All the same, it's natural to wonder what the downturn means, given that it was noticible enough, and programmed trading surely magnified it.

After all, we have real economic growth, productivity gains, the creation of value, startups, and pay raises, all because of the GOP tax cut package passed in December. Take a look at Jack Hellner's piece on the value-added to the economy by the tax cuts, it's a good piece.

Meanwhile, the downturn included big losses for some junk companies such as Bitcoin which is fake money and doesn't create any actual value in the economy, so that is probably a good thing.

But it included everyone else, and it happened on the day that a new Federal Reserve chief took office, suggesting that the low low interest rates and era of cheap money that allowed the Obama administration to spend with abandon are probably over. Double-entry bookkeeping will resume shortly, meaning, interest rates will rise.
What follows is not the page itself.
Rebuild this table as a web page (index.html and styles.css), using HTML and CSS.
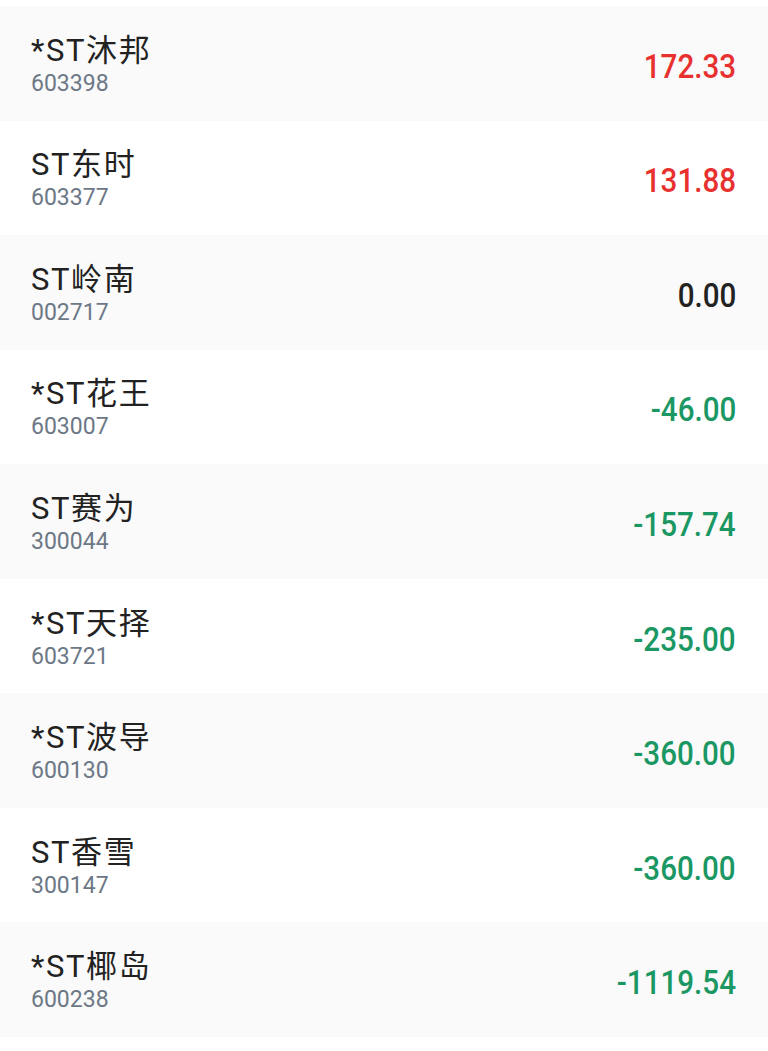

Former Federal Reserve Chairman Alan Greenspan, who has called market reversals in the past, and is certainly heeded in markets, may have had something to do with triggering the downturn, too, warning five days ago of a bubble, on the grounds that tax cuts may not pay for all the big government we have, and unfunded initiatives from the President's State of the Union address, such as infrastructure. Greenspan is an old bond guy and married to Andrea Mitchell, so he should be taken with a grain of salt.

But what we have here in this stock shakeout, is the makings of an interesting test for free markets:

Can the effects of the tax cuts on a revitalized private sector outperform the costs of the big government we have, with its coming infrastucture projects, its unreformed entitlements and its rising interest rates? Or will we have to find more ways to cut government and do something about failing programs such as Social Security and its phony trust fund?

Most free marketers say those things will have to be reformed to match the revitalization in the private sector. But many think it will come to pass, given that Trump already is cutting the bureaucracy. That may be why many analysts are saying this non-historic event is likely to be short lived.

Nice try, making hay off Trump, media.